An 18-second music video teaser was uploaded on YouTube on March 6: it shows an obsessive fangirl inside a dark room full of images of Heo. She frantically draws his portrait on a piece of paper while police sirens and thunder are heard in the background. The teaser was later revealed to be the opening scene prior to the main music video. It was followed by the release of the music video's second teaser two days later: using the instrumental version of "Life" as its background song, the 20-second video is composed of various close-ups of Heo and the fangirl's facial expressions first, and later reveals him to be imprisoned inside a cage. In addition, a preview of the album jacket and five different concept photos were posted days before the release of the EP.

==Release and promotion==
Heo Young-saeng officially released his third mini album Life on March 14. The three-minute and forty-three-second music video of its title track entitled "The Art of Seduction" was also uploaded on YouTube on the same day. The funky, retro dance lead song was produced by Sweet Tune's Han Jaeho and Kim Seung-soo, while the accompanying music video features Choi Ji-yeon as the obsessive blonde-haired girl, as well as a cameo of Seo Ji-seok as the policeman at the end of the video.

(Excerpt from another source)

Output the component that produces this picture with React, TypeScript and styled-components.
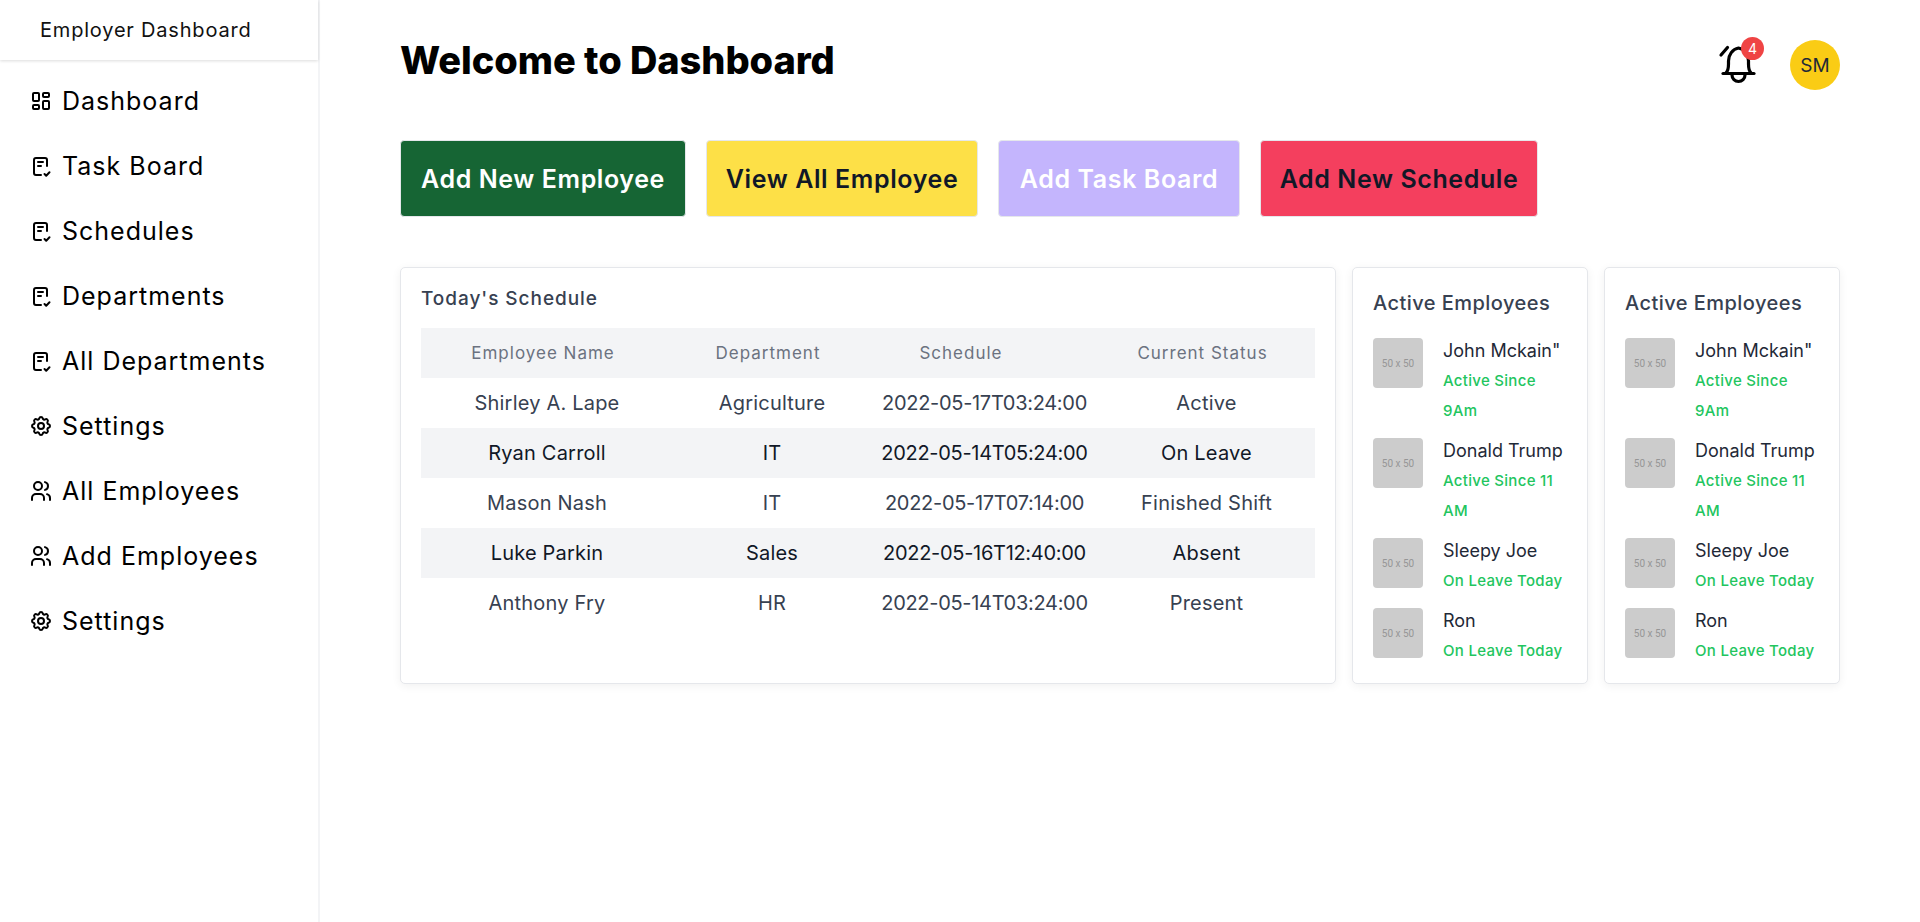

It was no coincidence that the music video was released during White Day as Heo said: "The event itself is the comeback." On White Day, men are supposed to give something back to women who gave them gifts on Valentine's Day, In the same way, the idea behind "The Art of Seduction" is that Heo approaches women and gives himself to them. While the lyrics talk about a man aggressively seducing ladies, the music video is the complete opposite in that Heo is shown held captive by a delusional fan.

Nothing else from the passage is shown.